Why was an investigation opened in the first place? Back in 2019, a data scientist published allegations about Instagram after having found that more than 60 million users under the age of 18 were able to switch to business accounts, leading to their contact information – such as their email addresses and phone numbers - being displayed on their profiles (this feature had been removed by Instagram from personal accounts).
In this context, the DPC decided to open two inquiries into Meta's processing of children's data on Instagram:
- A first investigation to assess Meta's reliance on certain legal bases to process children's personal data and on the measures taken to ensure adequate protection / restrictions on the Instagram platform;
- A second investigation focusing, this time, on Instagram accounts run by children and on the settings applicable to such accounts, to determine the appropriateness of such settings in light of applicable data protection requirements. Under this second investigation, the Irish regulator particularly focused on the public disclosure of email addresses and phone numbers of children using the Instagram business account feature and a public-by-default setting for personal accounts of children on Instagram.
The DPC shared its draft decision with other EU supervisory authorities for their views back in December 2021. As the different supervisory authorities were unable to reach consensus on some of the objections expressed by such authorities (notably on the legal basis for processing and the determination of the fine), a dispute resolution procedure was initiated, leading to the adoption by the European Data Protection Board (EDPB) of a binding decision on 28 July 2022.
The Irish regulator then had one month as from the EDPB decision's notification to adopt its final decision.
Instagram Decision: Infringements and Findings of the Irish Regulator
In its Decision, the DPC considered that Meta had failed to comply with several of its obligations under the GDPR, in particular those resulting from articles 5 (principles), 6 (legal basis of the processing), 12 and 13 (transparency and information obligations), 24 (responsibility of the controller), 25 (privacy by design and by default) and 35 (obligation to carry out a data protection impact assessment):
- No valid legal basis: According to the Decision, Meta could not have relied on either the performance of a contract or its legitimate interests to process children's contact information.
- Failure to comply with transparency and information principles: The DPC found that the information provided by Meta in connection with (i) the public-by-default processing and (ii) the processing of children's contact information was not compliant with Meta's obligations under articles 5, 12 and 13 GDPR and that Meta should have notably:
1) Provided child users with sufficient information on the purposes of the public-by-default processing (i.e. operating a social media network which, by default, allows the social media posts of child users to be seen by anyone), in a clear and transparent form;
2) Taken measures to provide child users with sufficient information on the purposes and categories of recipients with respect to the contact information processing, using a clear and plain language;
3) Adequately notified existing business account users of the removal of the requirement to publish a phone number and/or an email address in the context of a business account as of 4 September 2019, in compliance with fairness and transparency principles under article 5.1.a) GDPR.

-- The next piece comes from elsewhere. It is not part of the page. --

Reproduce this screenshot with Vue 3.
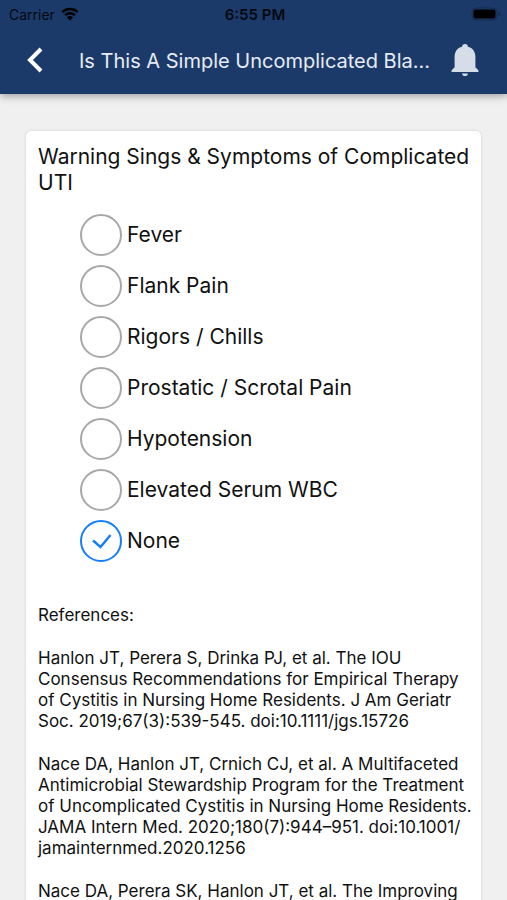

- Failure to comply with data minimisation, data protection by design & by default principles: The DPC notably raised that:
1) Meta had (i) published children's contact information in the HTML source code of certain Instagram profile webpages and (ii) implemented a default Instagram account setting for child users which allowed anyone (on or off Instagram) to view social media content posted by these users. Thus, the DPC found that the processing activities carried out by Meta had infringed the data minimisation principle under article 5.1.c) GDPR.
2) Meta had failed to implement several measures to ensure that, by default, the contact information and social media content of child users were not made accessible to an indefinite number of natural persons without the individual's intervention. Thus, the DPC found that the processing activities carried out by Meta had infringed the principle of data protection by default under article 25.2 GDPR.
3) Meta had failed to implement appropriate technical and organisation measures to (i) implement data protection principles effectively and (ii) integrate the necessary safeguards to meet GDPR requirements and protect child users' rights. Thus, the DPC found that the processing activities carried out by Meta had infringed the principle of data protection by design under article 25.1 GDPR.
- Failure to carry out a data protection impact assessment (DPIA): The DPC considered that, given the nature, scope, context and purposes of the processing activities at stake, such processing activities were likely to result in a high risk to the rights and freedoms of child users, requiring Meta to conduct a DPIA prior to such activities taking place. Since no DPIA had been conducted by Meta in this respect, the DPC found that it had infringed its obligations under article 35 GDPR.
As a consequence of these infringements, the Irish DPC (i) imposed by a record fine amounting to 405 million euros and (ii) required Meta to bring its processing activities into compliance within a period of three (3) months of the date of notification of the Decision. In the meantime, Meta will also be required to submit a report to the DPC detailing the actions taken to achieve such compliance.
Protection of Children's Data: More to Come?
This increased scrutiny on tech stakeholders has undeniably led to a global willingness to tighten up regulation in the area of children's privacy. In the EU, the adoption of a European code of conduct on age-appropriate design by 2024 was announced by the Commission back in May, as part of the "European strategy for a better internet for kids" it adopted on 11 May 2022. In France, the CNIL published a set of recommendations in August last year to enhance children's protection online. In the UK, changes to protect children's privacy had already been introduced in September 2020, with the adoption by the ICO of its own age-appropriate design code of practice.
Beyond privacy, there is a strong need for EU harmonisation when it comes to rules applicable to children's activities over the Internet. For instance, rules applicable to children's capacity to act online and to the enforceability of agreements concluded by them via the Internet (e.g., subscription to online services, access to e-commerce, gaming) differ from an EU Member State to the other.
An EU-wide harmonisation of such rules would benefit all stakeholders: children, who would be granted enhanced rights, and businesses, who would be better placed to be able to comply with a harmonised – rather than a fragmented – legal framework.